The Birth of the Individual and Moral Responsibility
Within the new linear timeline, the individual emerges as a morally accountable agent. In polytheistic, cyclical cultures, humans were often seen as pawns of competing deities, with little personal moral autonomy. The covenant relationship established in the Hebrew scriptures, however, was between God and a people, and by extension, implied a relationship with the individuals within it. This introduced the revolutionary concept that each person is responsible for their choices before God. The prophetic tradition, which Cahill highlights, extends this responsibility into the social sphere, giving birth to the demand for social justice. Prophets like Amos and Isaiah condemned societal corruption and oppression not merely as political failings but as violations of a moral covenant, framing justice as a divine imperative rather than a mere practical concern.
Cahill’s Narrative Method: Making Comparative Religion Dramatic
A key to the book’s accessibility is Cahill’s narrative approach to comparative religion and intellectual history. He does not present a dry list of theological concepts. Instead, he places you inside the contrasting mental worlds of the ancient Mesopotamians, Egyptians, and Greeks, making their cyclical, mythic worldview feel immediate and coherent. He then dramatizes the Hebrew break from this consensus as a thrilling and perilous intellectual adventure. By framing abstract ideas—like perceptions of time—within compelling human stories (the Exodus, the trials of the prophets), he makes the seismic shift in consciousness feel personal and consequential. This method helps you understand these ancient thoughts not as archaic beliefs, but as the live options they were, making the Jewish contribution appear as the startling innovation it truly was.
The Unseen Foundation: How Jewish Thought Shapes Modern Assumptions
Cahill’s ultimate argument is that these “gifts” are so deeply woven into Western fabric that we forget their origin. The belief that history moves forward toward improvement, the idea that your life has a purpose you must discover and follow, the conviction that societies should care for their poor and vulnerable—all these stem from the linear, morally charged, hopeful worldview pioneered by the ancient Jews. Even modern secular concepts of human rights and political progress are descendants of this tradition, having shed the explicit theological framework but retaining its core assumptions about human potential and historical direction. The book thus acts as a genealogy of ideas, helping you see the ancient roots of your own most basic assumptions about meaning, freedom, and the possibility of a better future.
Critical Perspectives
While Cahill’s thesis is compelling, engaging with critical perspectives deepens your analysis. One common critique is that his "great idea" narrative can oversimplify a more complex, gradual historical evolution, potentially downplaying the influences of surrounding cultures on Hebrew thought. Scholars also note that his sharp dichotomy between "cyclical" and "linear" time can be too rigid; some ancient cultures had elements of linearity, and Jewish thought itself contains cyclical elements (like liturgical calendars).

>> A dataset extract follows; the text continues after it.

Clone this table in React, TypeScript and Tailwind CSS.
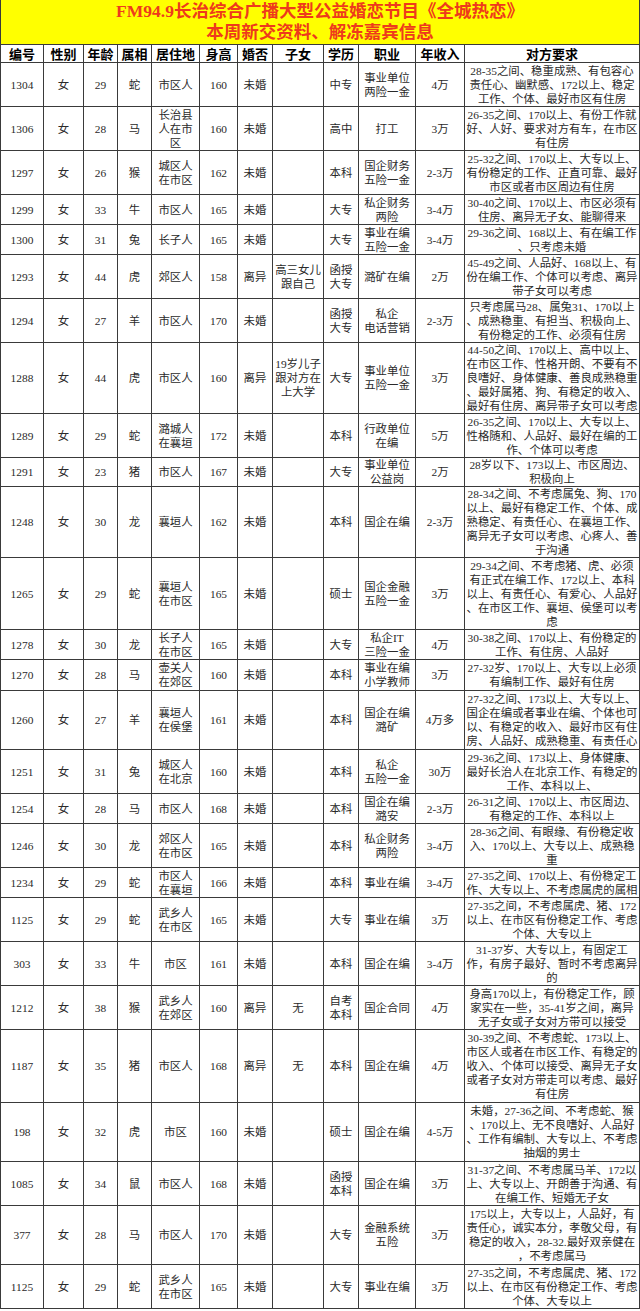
import React from "react";

type Row = {
  h: string;
  c: string[];
};

const rows: Row[] = [
  { h: "h-[44px]", c: ["1304", "女", "29", "蛇", "市区人", "160", "未婚", "", "中专", "事业单位\n两险一金", "4万", "28-35之间、稳重成熟、有包容心\n责任心、幽默感、172以上、稳定\n工作、个体、最好市区有住房"] },
  { h: "h-[44px]", c: ["1306", "女", "28", "马", "长治县\n人在市\n区", "160", "未婚", "", "高中", "打工", "3万", "26-35之间、170以上、有份工作就\n好、人好、要求对方有车，在市区\n有住房"] },
  { h: "h-[44px]", c: ["1297", "女", "26", "猴", "城区人\n在市区", "162", "未婚", "", "本科", "国企财务\n五险一金", "2-3万", "25-32之间、170以上、大专以上、\n有份稳定的工作、正直可靠、最好\n市区或者市区周边有住房"] },
  { h: "h-[30px]", c: ["1299", "女", "33", "牛", "市区人", "165", "未婚", "", "大专", "私企财务\n两险", "3-4万", "30-40之间、170以上、市区必须有\n住房、离异无子女、能聊得来"] },
  { h: "h-[30px]", c: ["1300", "女", "31", "兔", "长子人", "165", "未婚", "", "大专", "事业在编\n五险一金", "3-4万", "29-36之间、168以上、有在编工作\n、只考虑未婚"] },
  { h: "h-[44px]", c: ["1293", "女", "44", "虎", "郊区人", "158", "离异", "高三女儿\n跟自己", "函授\n大专", "潞矿在编", "2万", "45-49之间、人品好、168以上、有\n份在编工作、个体可以考虑、离异\n带子女可以考虑"] },
  { h: "h-[44px]", c: ["1294", "女", "27", "羊", "市区人", "170", "未婚", "", "函授\n大专", "私企\n电话营销", "2-3万", "只考虑属马28、属兔31、170以上\n、成熟稳重、有担当、积极向上、\n有份稳定的工作、必须有住房"] },
  { h: "h-[71px]", c: ["1288", "女", "44", "虎", "市区人", "160", "离异", "19岁儿子\n跟对方在\n上大学", "大专", "事业单位\n五险一金", "3万", "44-50之间、170以上、高中以上、\n在市区工作、性格开朗、不要有不\n良嗜好、身体健康、善良成熟稳重\n、最好属猪、狗、有稳定的收入、\n最好有住房、离异带子女可以考虑"] },
  { h: "h-[44px]", c: ["1289", "女", "29", "蛇", "潞城人\n在襄垣", "172", "未婚", "", "本科", "行政单位\n在编", "5万", "26-35之间、170以上、大专以上、\n性格随和、人品好、最好在编的工\n作、个体可以考虑"] },
  { h: "h-[29px]", c: ["1291", "女", "23", "猪", "市区人", "167", "未婚", "", "大专", "事业单位\n公益岗", "2万", "28岁以下、173以上、市区周边、\n积极向上"] },
  { h: "h-[71px]", c: ["1248", "女", "30", "龙", "襄垣人", "162", "未婚", "", "本科", "国企在编", "2-3万", "28-34之间、不考虑属兔、狗、170\n以上、最好有稳定工作、个体、成\n熟稳定、有责任心、在襄垣工作、\n离异无子女可以考虑、心疼人、善\n于沟通"] },
  { h: "h-[72px]", c: ["1265", "女", "29", "蛇", "襄垣人\n在市区", "165", "未婚", "", "硕士", "国企金融\n五险一金", "3万", "29-34之间、不考虑猪、虎、必须\n有正式在编工作、172以上、本科\n以上、有责任心、有爱心、人品好\n、在市区工作、襄垣、侯堡可以考\n虑"] },
  { h: "h-[30px]", c: ["1278", "女", "30", "龙", "长子人\n在市区", "165", "未婚", "", "大专", "私企IT\n三险一金", "4万", "30-38之间、170以上、有份稳定的\n工作、有住房、人品好"] },
  { h: "h-[31px]", c: ["1270", "女", "28", "马", "壶关人\n在郊区", "160", "未婚", "", "本科", "事业在编\n小学教师", "3万", "27-32岁、170以上、大专以上必须\n有编制工作、最好有住房"] },
  { h: "h-[59px]", c: ["1260", "女", "27", "羊", "襄垣人\n在侯堡", "161", "未婚", "", "本科", "国企在编\n潞矿", "4万多", "27-32之间、173以上、大专以上、\n国企在编或者事业在编、个体也可\n以、有稳定的收入、最好市区有住\n房、人品好、成熟稳重、有责任心"] },
  { h: "h-[44px]", c: ["1251", "女", "31", "兔", "城区人\n在北京", "160", "未婚", "", "本科", "私企\n五险一金", "30万", "29-36之间、173以上、身体健康、\n最好长治人在北京工作、有稳定的\n工作、本科以上、"] },
  { h: "h-[30px]", c: ["1254", "女", "28", "马", "市区人", "168", "未婚", "", "本科", "国企在编\n潞安", "2-3万", "26-31之间、170以上、市区周边、\n有稳定的工作、本科以上"] },
  { h: "h-[44px]", c: ["1246", "女", "30", "龙", "郊区人\n在市区", "165", "未婚", "", "本科", "私企财务\n两险", "3-4万", "28-36之间、有眼缘、有份稳定收\n入、170以上、大专以上、成熟稳\n重"] },
  { h: "h-[30px]", c: ["1234", "女", "29", "蛇", "市区人\n在襄垣", "166", "未婚", "", "本科", "事业在编", "3-4万", "27-35之间、170以上、有份稳定工\n作、大专以上、不考虑属虎的属相"] },
  { h: "h-[44px]", c: ["1125", "女", "29", "蛇", "武乡人\n在市区", "165", "未婚", "", "大专", "事业在编", "3万", "27-35之间，不考虑属虎、猪、172\n以上、在市区有份稳定工作、考虑\n个体、大专以上"] },
  { h: "h-[44px]", c: ["303", "女", "33", "牛", "市区", "161", "未婚", "", "本科", "国企在编", "3-4万", "31-37岁、大专以上，有固定工\n作，有房子最好、暂时不考虑离异\n的"] },
  { h: "h-[44px]", c: ["1212", "女", "38", "猴", "武乡人\n在郊区", "160", "离异", "无", "自考\n本科", "国企合同", "4万", "身高170以上，有份稳定工作，顾\n家实在一些，35-41岁之间，离异\n无子女或子女对方带可以接受"] },
  { h: "h-[73px]", c: ["1187", "女", "35", "猪", "市区人", "168", "离异", "无", "本科", "国企在编", "4万", "30-39之间、不考虑蛇、173以上、\n市区人或者在市区工作、有稳定的\n收入、个体可以接受、离异无子女\n或者子女对方带走可以考虑、最好\n有住房"] },
  { h: "h-[59px]", c: ["198", "女", "32", "虎", "市区", "160", "未婚", "", "硕士", "国企在编", "4-5万", "未婚，27-36之间、不考虑蛇、猴\n、170以上、无不良嗜好、人品好\n、工作有编制、大专以上、不考虑\n抽烟的男士"] },
  { h: "h-[44px]", c: ["1085", "女", "34", "鼠", "市区人", "168", "未婚", "", "函授\n本科", "国企在编", "3万", "31-37之间、不考虑属马羊、172以\n上、大专以上、开朗善于沟通、有\n在编工作、短婚无子女"] },
  { h: "h-[59px]", c: ["377", "女", "28", "马", "市区人", "170", "未婚", "", "大专", "金融系统\n五险", "3万", "175以上，大专以上，人品好，有\n责任心，诚实本分，孝敬父母，有\n稳定的收入，28-32.最好双亲健在\n，不考虑属马"] },
  { h: "h-[44px]", c: ["1125", "女", "29", "蛇", "武乡人\n在市区", "165", "未婚", "", "大专", "事业在编", "3万", "27-35之间，不考虑属虎、猪、172\n以上、在市区有份稳定工作、考虑\n个体、大专以上"] },
];

const headers = ["编号", "性别", "年龄", "属相", "居住地", "身高", "婚否", "子女", "学历", "职业", "年收入", "对方要求"];

const gridCols =
  "grid grid-cols-[43px_40px_34px_34px_48px_38px_35px_51px_35px_57px_49px_175px] border-l border-[#3a3a3a]";

export default function App() {
  return (
    <div className="w-[640px] h-[1311px] overflow-hidden bg-white font-['Liberation_Serif','Noto_Sans_CJK_SC',serif]">
      <div className="h-[45px] bg-[#ffff00] border-b border-l border-r border-[#3a3a3a] text-center text-[#ee3a1c] font-bold text-[17.5px] leading-[21px] pt-[1px] font-['Liberation_Serif','Noto_Sans_CJK_SC',sans-serif]">
        <div className="whitespace-nowrap">FM94.9长治综合广播大型公益婚恋节目《全城热恋》</div>
        <div className="whitespace-nowrap">本周新交资料、解冻嘉宾信息</div>
      </div>
      <div className={`${gridCols} h-[18px]`}>
        {headers.map((t, i) => (
          <div
            key={i}
            className="flex items-center justify-center border-r border-b border-[#3a3a3a] text-[13px] leading-[16px] font-bold text-black whitespace-nowrap overflow-hidden font-['Noto_Sans_CJK_SC',sans-serif]"
          >
            {t}
          </div>
        ))}
      </div>
      {rows.map((r, ri) => (
        <div key={ri} className={`${gridCols} ${r.h}`}>
          {r.c.map((t, i) => (
            <div
              key={i}
              className="flex items-center justify-center text-center border-r border-b border-[#3a3a3a] text-[11.4px] leading-[14px] text-[#2a2a2a] whitespace-pre overflow-hidden"
            >
              {t}
            </div>
          ))}
        </div>
      ))}
    </div>
  );
}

Furthermore, from a historiographical standpoint, some argue that presenting the Jews as the singular "givers" of these world-changing ideas can unintentionally frame other ancient cultures as static or deficient, rather than as simply different. A robust analysis acknowledges the power of Cahill’s central argument while recognizing that intellectual history is rarely a story of one culture’s isolated genius.
Summary
- Linear Time as a Foundation: The Hebrew shift from a cyclical to a linear perception of time made concepts of historical progress, personal destiny, and meaningful narrative possible.
- Abraham as Archetype: The story of Abraham leaving Ur establishes faith as a risk-taking venture into an unknown future, becoming a paradigm for innovation and purposeful living.
- The Moral Individual Emerges: The covenant relationship fostered a new sense of personal moral responsibility, which the prophets extended into a powerful demand for social justice as a divine requirement.
- Cahill’s Accessible Narrative: The book uses dramatic, comparative storytelling to make the profound shift in ancient consciousness feel immediate and understandable, not merely academic.
- The Unseen Inheritance: Cahill argues that core Western assumptions about progress, individual purpose, and justice are direct, though often unacknowledged, legacies of this ancient Jewish revolution in thought.